Even though we made every effort to have our weddings reflect our mutual love of simplicity, pulling off two ceremonies, one in the middle of nowhere and the other on the far side of the globe had its share of complications. It has brought us closer to each other and gave us a better understanding of each other’s family (I fully appreciate that Linda’s grandmother’s primary concern yesterday was that I ate enough.) But as much as we enjoyed every moment of each event, we’re both looking forward to days without details and nights without negotiating.
Aside from the banquet, we’ve made a couple of excursions around the city for art museum visits and meals with friends. Seoul, depending on your measure is the 2nd, 3rd, 4th or 8th most populous city in the world. But it has yet to feel dense like New York or Mexico City, even at rush hour there seems to be enough space for everyone. There is no jaywalking, there could be 100 people on the corner with no cars in sight and the crowd would wait for the flashing green man (an aside here that the best walk/don’t walk signs reside in Oaxaca where the figure does as close to a mosey as a collection of small lights can get when its time to go).
The majesty of this hit me on an early morning walk around the apartment. I came to an intersection and across from me stood two older women. We looked across at each other for about 30 seconds as the streets around us remained undisturbed by vehicles. An amazing little pause amid the noise of the city. You walk, you wait, you carry on. It’s like an urban breath. Obviously, I’m on vacation, not rushing to an appointment, perhaps I’d be less enthralled if I was on my way somewhere of consequence.
About a quarter of the way through our 14k bike ride along the Han River that divides Seoul in half south and north, I decided I adored Seoul. My point of reference for cities, for better or worse is New York. New Yorkers love our Newyorkness, that indefinable element (usually related to culture) that keeps us there despite the fact that it’s filthy, cacophonous, and almost everyone is rushing from whatever they were just doing to whatever they are about to do. The city is relentlessly challenging and unsympathetic, almost daring you to mess up so it can take advantage of you.
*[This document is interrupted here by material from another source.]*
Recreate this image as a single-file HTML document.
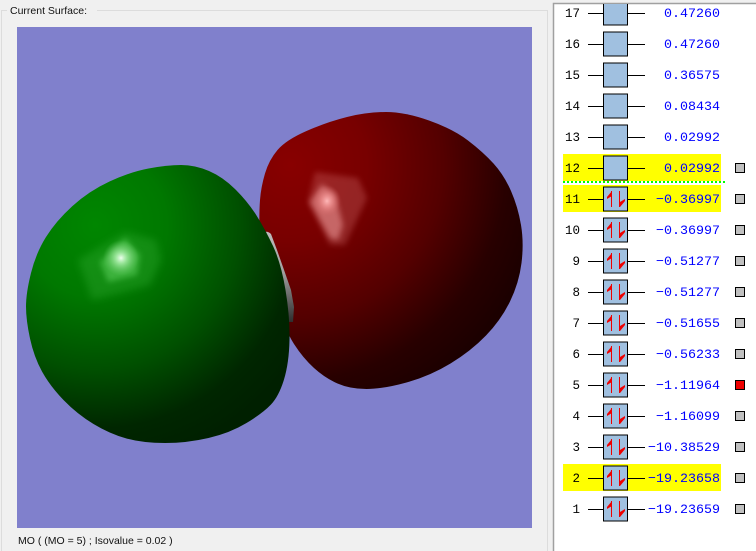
<!DOCTYPE html>
<html>
<head>
<meta charset="utf-8">
<style>
html,body{margin:0;padding:0;background:#f0f0f0;}
svg{display:block;}
.n{font-family:"Liberation Mono",monospace;font-size:12.5px;fill:#000;text-anchor:end;}
.e{font-family:"Liberation Mono",monospace;font-size:13.33px;fill:#0000ff;text-anchor:end;}
.u{font-family:"Liberation Sans",sans-serif;font-size:10.5px;fill:#111;}
</style>
</head>
<body>
<svg width="756" height="551" viewBox="0 0 756 551" xmlns="http://www.w3.org/2000/svg">
<defs>
<radialGradient id="gg" gradientUnits="userSpaceOnUse" cx="95" cy="225" r="240">
<stop offset="0" stop-color="#008600"/>
<stop offset=".3" stop-color="#007800"/>
<stop offset=".6" stop-color="#005000"/>
<stop offset=".85" stop-color="#002600"/>
<stop offset="1" stop-color="#002000"/>
</radialGradient>
<radialGradient id="rg" gradientUnits="userSpaceOnUse" cx="290" cy="165" r="255">
<stop offset="0" stop-color="#880000"/>
<stop offset=".3" stop-color="#780000"/>
<stop offset=".6" stop-color="#540000"/>
<stop offset=".85" stop-color="#280000"/>
<stop offset="1" stop-color="#1c0000"/>
</radialGradient>
<linearGradient id="sl" x1="0" y1="0" x2="0" y2="1">
<stop offset="0" stop-color="#bcbcbc"/>
<stop offset=".45" stop-color="#a0a0a0"/>
<stop offset="1" stop-color="#2e2e2e"/>
</linearGradient>
<radialGradient id="gc"><stop offset="0" stop-color="#eeffee"/><stop offset=".3" stop-color="#aaeeaa" stop-opacity=".85"/><stop offset="1" stop-color="#66cc66" stop-opacity="0"/></radialGradient>
<radialGradient id="rc"><stop offset="0" stop-color="#ffb8b8"/><stop offset=".4" stop-color="#f09090" stop-opacity=".7"/><stop offset="1" stop-color="#d06060" stop-opacity="0"/></radialGradient>
<filter id="b3" x="-40%" y="-40%" width="180%" height="180%"><feGaussianBlur stdDeviation="3"/></filter>
<filter id="b5" x="-40%" y="-40%" width="180%" height="180%"><feGaussianBlur stdDeviation="4"/></filter>
<g id="box"><path d="M588 0.5H603M628 0.5H645" stroke="#000" stroke-width="1"/><rect x="603.5" y="-12" width="24" height="24" fill="#a0c0e0" stroke="#000" stroke-width="1"/></g>
<g id="ar"><path d="M611.5 -8V8M619.5 -8V8" stroke="#ee0000" stroke-width="1"/><path d="M612 -8L607 -2L607 0L612 -3ZM620 8L625 2L625 0L620 3Z" fill="#ee0000"/></g>
<rect id="cb" x="735.5" y="-4.5" width="9" height="9" fill="#c0c0c0" stroke="#000" stroke-width="1"/>
</defs>

<rect width="756" height="551" fill="#f0f0f0"/>
<path d="M1.5 551V10.5H7M97 10.5H547.5V551" fill="none" stroke="#dcdcdc" stroke-width="1"/>
<text class="u" x="10" y="14">Current Surface:</text>

<rect x="17" y="27" width="515" height="501" fill="#8080cc"/>

<path fill="url(#rg)" d="M347 117Q367 112 386 112Q405 112 429 120.5Q453 129 468 140.5Q483 152 493.5 163.5Q504 175 511 191Q518 207 521 225Q524 243 521.5 263Q519 283 510 301.5Q501 320 486 335.5Q471 351 450.5 363.5Q430 376 406.5 382.5Q383 389 366.5 389Q350 389 337.5 383.5Q325 378 314 368Q303 358 294 344Q285 330 272 295Q260 260 259.5 236.5Q259 213 260 200Q261 187 265 173.5Q269 160 277.5 150Q286 140 306.5 131Q327 122 347 117Z"/>
<polygon fill="#e08080" opacity=".28" filter="url(#b3)" points="308,202 315,172 358,178 367,198 345,245 330,245"/>
<polygon fill="#f8a8a8" opacity=".5" filter="url(#b3)" points="310,202 322,184 335,195 343,225 338,240 330,238"/>
<ellipse cx="327" cy="201" rx="14" ry="16" fill="url(#rc)"/>

<path fill="url(#sl)" d="M265 232Q268 231 271 234L277 250L283 267L291 290L294 307L293 322L289 322L280 270Z"/>

<path fill="url(#gg)" d="M148.5 168.5Q167 165 181 165Q195 165 209 171Q223 177 235.5 189.5Q248 202 256.5 215.5Q265 229 273 246Q281 263 285.5 290Q290 317 289.5 340Q289 363 284 379.5Q279 396 271 404.5Q263 413 246.5 423Q230 433 208.5 438Q187 443 165 443Q143 443 126.5 438.5Q110 434 93.5 424Q77 414 63.5 400Q50 386 42 371.5Q34 357 30 338.5Q26 320 26 306.5Q26 293 31 273Q36 253 46 237Q56 221 72.5 206Q89 191 109.5 181.5Q130 172 148.5 168.5Z"/>
<polygon fill="#48c048" opacity=".26" filter="url(#b5)" points="78,260 125,232 156,240 161,260 150,285 92,300"/>
<polygon fill="#70e070" opacity=".45" filter="url(#b3)" points="100,262 125,238 140,255 137,275 108,282"/>
<ellipse cx="121" cy="258" rx="18" ry="18" fill="url(#gc)"/>

<text class="u" x="18" y="544">MO ( (MO = 5) ; Isovalue = 0.02 )</text>

<rect x="553.5" y="3.5" width="210" height="560" fill="#ffffff" stroke="#a0a0a0" stroke-width="1.5"/>

<rect x="563" y="154" width="158" height="27" fill="#ffff00"/>
<rect x="563" y="185" width="158" height="27" fill="#ffff00"/>
<rect x="563" y="464" width="158" height="27" fill="#ffff00"/>
<line x1="563" y1="182" x2="725" y2="182" stroke="#00ff00" stroke-width="2" stroke-dasharray="2 2"/>

<svg x="553" y="4" width="203" height="547" viewBox="553 4 203 547">
<use href="#box" y="13"/>
<use href="#box" y="44"/>
<use href="#box" y="75"/>
<use href="#box" y="106"/>
<use href="#box" y="137"/>
</svg>
<use href="#box" y="168"/>
<use href="#box" y="199"/><use href="#ar" y="199"/><use href="#cb" y="199"/>
<use href="#box" y="230"/><use href="#ar" y="230"/><use href="#cb" y="230"/>
<use href="#box" y="261"/><use href="#ar" y="261"/><use href="#cb" y="261"/>
<use href="#box" y="292"/><use href="#ar" y="292"/><use href="#cb" y="292"/>
<use href="#box" y="323"/><use href="#ar" y="323"/><use href="#cb" y="323"/>
<use href="#box" y="354"/><use href="#ar" y="354"/><use href="#cb" y="354"/>
<use href="#box" y="385"/><use href="#ar" y="385"/>
<rect x="735.5" y="380.5" width="9" height="9" fill="#ee0000" stroke="#000" stroke-width="1"/>
<use href="#box" y="416"/><use href="#ar" y="416"/><use href="#cb" y="416"/>
<use href="#box" y="447"/><use href="#ar" y="447"/><use href="#cb" y="447"/>
<use href="#box" y="478"/><use href="#ar" y="478"/><use href="#cb" y="478"/>
<use href="#box" y="509"/><use href="#ar" y="509"/><use href="#cb" y="509"/>
<use href="#cb" y="168"/>

<text class="n" x="580" y="17">17</text><text class="e" x="720" y="17">0.47260</text>
<text class="n" x="580" y="48">16</text><text class="e" x="720" y="48">0.47260</text>
<text class="n" x="580" y="79">15</text><text class="e" x="720" y="79">0.36575</text>
<text class="n" x="580" y="110">14</text><text class="e" x="720" y="110">0.08434</text>
<text class="n" x="580" y="141">13</text><text class="e" x="720" y="141">0.02992</text>
<text class="n" x="580" y="172">12</text><text class="e" x="720" y="172">0.02992</text>
<text class="n" x="580" y="203">11</text><text class="e" x="720" y="203">−0.36997</text>
<text class="n" x="580" y="234">10</text><text class="e" x="720" y="234">−0.36997</text>
<text class="n" x="580" y="265">9</text><text class="e" x="720" y="265">−0.51277</text>
<text class="n" x="580" y="296">8</text><text class="e" x="720" y="296">−0.51277</text>
<text class="n" x="580" y="327">7</text><text class="e" x="720" y="327">−0.51655</text>
<text class="n" x="580" y="358">6</text><text class="e" x="720" y="358">−0.56233</text>
<text class="n" x="580" y="389">5</text><text class="e" x="720" y="389">−1.11964</text>
<text class="n" x="580" y="420">4</text><text class="e" x="720" y="420">−1.16099</text>
<text class="n" x="580" y="451">3</text><text class="e" x="720" y="451">−10.38529</text>
<text class="n" x="580" y="482">2</text><text class="e" x="720" y="482">−19.23658</text>
<text class="n" x="580" y="513">1</text><text class="e" x="720" y="513">−19.23659</text>
</svg>
</body>
</html>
Seoul appears to be just the opposite. After a week, despite not understanding Korean, I believe I could survive and thrive here even without Linda as my gracious translator. What Seoul has along with beauty, cleanliness, efficiency, deliciousness, and accessibility, is serenity. On Wednesday, before our bike ride, we ate among stockbrokers and bankers at a noodleshop in Seoul’s financial district. We managed to arrive just after noon, when the entire neighborhood takes lunch. If anywhere was going to be filled with the brusk edge of urban living this was it.
The line was long, but brief and the only anxiousness came from me. When we finished our meal and set out to find our rental bikes, it was us the vacationers who zoomed past the strolling salary men. To date the only aberration I have discovered to this relative calm is the occasional motorcycle (usually a delivery person) that speeds along the sidewalk.
It was then we experienced the enchantment of a diagonal crosswalk, cars signaled to stop in both directions to allow pedestrians to cross both streets at once by walking across the entire intersection. There are countless numbers of the these subtle design elements (most related to computerization) that make moving around the city remarkably easy, despite the vast numbers of people going from place to place. Korea is for the most part still a homogenous society, but the entire subway system and most public announcements are in a minimum of two, usually four languages. Compare this with New York, which has more immigrants than natives, but if you are lucky enough to find subway signs, they are almost all English only.
Our bike ride along the Han followed a path in a park that is at the level of the river, a good two stories below the highways that run on either side. This location puts you at once at the center of the city and entirely removed from it. Our ride ended at a fountain where we dipped our feet in the cool water. We returned our bikes, and picked up the bags we had stored in the keyless secure lockers that are available at every subway stop before heading to a baseball game between LG Twins and Kia Tigers.
Across Eastern Asia, professional organized sports teams and leagues represent the latest evolution in team names. In Europe in the 19th century, teams represented athletic clubs within a very small geographic area. This is why most major cities in Europe have a half-dozen soccer teams. Supporters and players were bound to the club and often the ethnic identification or social class associated with it. In the US, we rather than root a team in a community teams were corporate businesses were assigned to municipalities, evolving to the point where taxpayers provide massive subsidies to the corporations that own the teams in order to keep them from fleeing to another town. The Asian clubs have done away with the geography altogether and included the ownership company in the team name. Thus you get the team representing the electronics corporation battling the team representing the car company.
The most striking aspect of Korean baseball is how active and involved the fans in the game experience. Each team has a soccer/ college basketball style support section. Each player has a song (usually to the tune of a pop hit) that the supporters sing in unison when he comes to bat. This performance is led by an MC and four cheerleaders on a stage about 10 rows into the stands on either side. What this translates into is constant positive energy from the fans whenever their team is at bat.Additionally, fans are permitted to bring their own food and alcohol to the game. People gather outside fried chicken shacks before the game and share their picnics as the night progresses. Tickets are cheap and Korean cities are close to each other ensuring that nearly every game is packed.
The baseball itself was pretty unsightly with lots of dropped balls and aggressive baserunning mistakes (at one point a Kia Tiger tried to score from 2nd base on a ground out). But the gameplay is only part of the experience. LG Twins fell behind early, but the supporters continued to sing throughout the game with the kind of energy, I’ve only experienced at playoff games in the US. Small plays like balls going barely foul or pick off moves inspired brief loud songs, exciting plays entailed half the stadium singing the name of player at once. It was nine innings of pure unadulterated joy with not a boo to be heard.